Guy's newsletter: gagging, bees & bad farming

In 2013, after years of campaigning from both sides of the divide, the EU finally voted to ban neonicotinoid insecticides on crops attractive to bees. Numerous studies suggest it is linked to collapsing bee numbers, and for once it seemed that environmental concerns had been put ahead of commercial interests, albeit reluctantly in the UK, where our government fought the ban to the end.

Last week, caving into pressure from the NFU and pesticide manufacturers, Defra temporarily overturned the ban in Suffolk, Cambridgeshire, Bedfordshire and Hertfordshire. The justification was the NFU’s claim that growing oilseed rape was “becoming impossible” due to attacks by flea beetle. It turns out that related losses amounted to just 3.5% of the crop last year; not quite my definition of “impossible”, but deemed to be more important than bees by our government. It would seem that the decision was not even supported by their own pesticide advisers who have been gagged, with minutes of meetings kept secret.

We have lost crops to flea beetle at Riverford but the severity of attack declines later in the summer, and by the time that oilseed rape is being sown in August and September I am surprised they are deemed such a problem. In our experience, rain falling as seedlings emerge is normally enough to suppress flea beetle activity and get a crop away, and it is soon strong enough to outgrow any damage. In the case of rape, the wide potential sowing window leaves plenty of time to re-sow in September if you are unlucky. Looking at rape crops from train windows I would suggest that waterlogging and poor soil structure (normally the result of bad farming) are much more serious causes of crop loss.

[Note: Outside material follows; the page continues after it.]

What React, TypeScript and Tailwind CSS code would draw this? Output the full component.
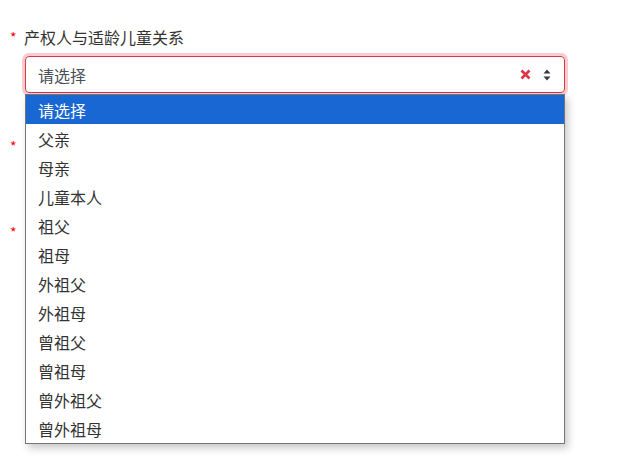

I can’t help noticing that the four counties judged to be worst affected by flea beetle happen to be the ones with the fewest hedges and trees, the largest fields, the least grass and species diversity and the greatest prevalence of combinable annual monocultures. Like all insects, flea beetles have natural predators in a diverse countryside but very few in the ecological desert of most intensive arable farms. Could this be a problem farmers have brought on themselves by their own bad farming? Now bees and the rest of us are paying the price.